Well, the syllogism is faulty: Even its major premise, that language is utterly arbitrary, seems to be contradicted on the level of phonology, or sound, by the human wish to use words that correspond delightfully with the objects they denote. Thus it is hard to imagine a language in which a word like “lalala” means “repulsive” or “muscular” or “impenetrable.”

Nor is language arbitrary on the level of syntax, the ordering of our thoughts by means of words. No language has as its typical sentence pattern Object-Verb-Subject; not one. The human mind does not like to work that way, probably because the human mind recognizes an order in actions, namely that some subject does some verb to some object, and likes its sentences somehow to respect the order.

Nor is it arbitrary in its semantics, the relation of words to meanings. That is because language has that annoying habit of referring to what the typical human being perceives as unitary things belonging to a recognizable kind. The typical human being, in his solid naiveté, believes that words have something or other (perhaps something mysterious or other) to do with things, with nature. No language invents a word to describe the union of the top half of your uncle in Milwaukee with the bottom half of your uncle in Baton Rouge.

But even if it were true that our spoken language were utterly arbitrary, it does not follow that the language of our customs is, or that our sense of good and evil is, or that the idea of human nature is. That is an unwarranted leap from phonology to anthropology to moral philosophy to metaphysics. It is a leap the Left makes precisely to attack the notion of order.

A strange double life they lead: professing fascination with language, yet abandoning any deep study of it; using it instead as a tool for dismantling the idea of natural order, or, since even academics abhor a vacuum, using it as a tool for establishing their own order and imposing it on everyone else. The language war of the early feminists—a war they have won resoundingly, despite the occasional embarrassing rout (anyone remember “waitron”?)—was about the ushering in of a new order, or rather a new and unnatural disorder.
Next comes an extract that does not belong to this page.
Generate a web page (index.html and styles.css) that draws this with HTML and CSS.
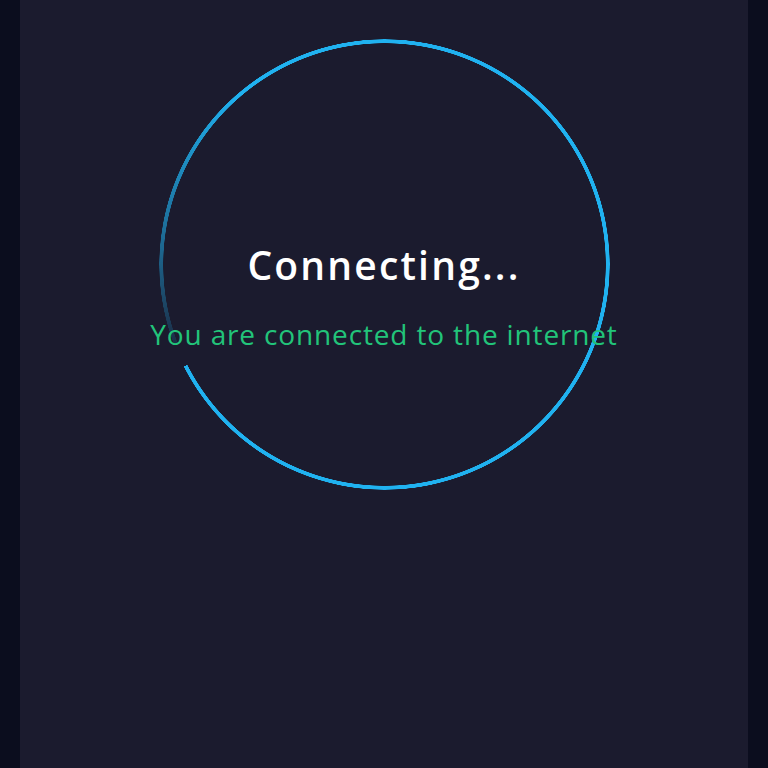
FILE: index.html
```html
<!DOCTYPE html>
<html>
<head>
<meta charset="utf-8">
<link rel="stylesheet" href="styles.css">
</head>
<body>
<div class="panel">
  <div class="ring">
    <div class="title">Connecting...</div>
    <div class="status">You are connected to the internet</div>
  </div>
</div>
</body>
</html>
```
FILE: styles.css
```css
html, body {
  margin: 0;
  padding: 0;
  height: 100%;
}
body {
  background: #0b0d1e;
  font-family: "Open Sans", "Liberation Sans", sans-serif;
  overflow: hidden;
}
.panel {
  margin: 0 20px;
  height: 768px;
  background: #1b1b2e;
  padding-top: 39px;
  box-sizing: border-box;
}
.ring {
  position: relative;
  width: 451px;
  height: 451px;
  margin: 0 auto;
  display: flex;
  flex-direction: column;
  align-items: center;
  padding-top: 203px;
  box-sizing: border-box;
}
.ring::before {
  content: "";
  position: absolute;
  inset: 0;
  border-radius: 50%;
  background: conic-gradient(from 249deg, rgba(32, 178, 240, 0.12) 0deg, rgba(32, 178, 240, 0.5) 25deg, #20b2f0 70deg, #20b2f0 354deg, transparent 354deg);
  -webkit-mask: radial-gradient(circle closest-side, transparent calc(100% - 4.5px), #000 calc(100% - 4px), #000 calc(100% - 0.5px), transparent 100%);
  mask: radial-gradient(circle closest-side, transparent calc(100% - 4.5px), #000 calc(100% - 4px), #000 calc(100% - 0.5px), transparent 100%);
}
.title {
  position: relative;
  color: #ffffff;
  font-size: 39px;
  font-weight: 600;
  letter-spacing: 2.2px;
  line-height: 46px;
  white-space: nowrap;
}
.status {
  position: relative;
  color: #22c47a;
  font-size: 28px;
  letter-spacing: 0.85px;
  line-height: 34px;
  margin-top: 29px;
  white-space: nowrap;
}
```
They were wrong who thought it was only a silly argument over words.

Pansexual Language

What does all this have to do with sex, or with friendship? A great deal, I am afraid. The pansexualists—they who believe in the libertarian dogma that what two consenting adults do with their privates in private is nobody’s business—understand that the language had to be changed to assist the realization of their dream, and also that the realization of their dream would change the world, because it would change the language for everyone else.

Language is not language if it is not communal; it is a neat trick of political abracadabra to argue for an individual’s right to change the very medium of our thought and our social intercourse. If clothing is optional on a beach, then that is a nude beach. It cannot be a nude beach for some and an ordinary beach for others; to wear clothes at that beach at the very least means something that it had not meant before. If you may paint your house phosphorescent orange and violet, and you persuade a couple of your neighbors to do likewise, you no longer have what anybody would call a historic neighborhood.

If all of Kate’s friends leap into bed with whatever male gives them a hearty dinner at Burger King and a round of miniature golf, and Kate chooses instead to kiss her date once on the cheek and leave him on the porch, she will suggest to everybody that she is a prude. She may be, or may not be; she may be more firmly in the grip of lust than they are, for all we know, and may just detest the boy. But her actions have connotations they did not use to have.

Imagine a world wherein the taboo has been broken and incest is loudly and defiantly celebrated. Your wife’s unmarried brother puts his hand on your daughter’s shoulder. That gesture, once innocent, must now mean something, or at least suggest something. If the uncle were wise and considerate, he would not make it in the first place. You see a father hugging his teenage daughter as she leaves the car to go to school. The possibility flits before your mind. The language has changed, and the individual can do nothing about it.

By now the reader must see the point. I might say that of all human actions there is nothing more powerfully public than what two consenting adults do with their bodies behind (we hope) closed doors. Open homosexuality, loudly and defiantly celebrated, changes the language for everyone. If a man throws his arm around another man’s waist, it is now a sign—whether he is on the political right or the left, whether he believes in biblical proscriptions of homosexuality or not.

If a man cradles the head of his weeping friend, the shadow of suspicion must cross your mind. If a teenage boy is found skinny-dipping with another boy—not five of them, but two—it is the first thing you will think, and you will think it despite the obvious fact that until swim trunks were invented this was exactly how two men or boys would go for a swim.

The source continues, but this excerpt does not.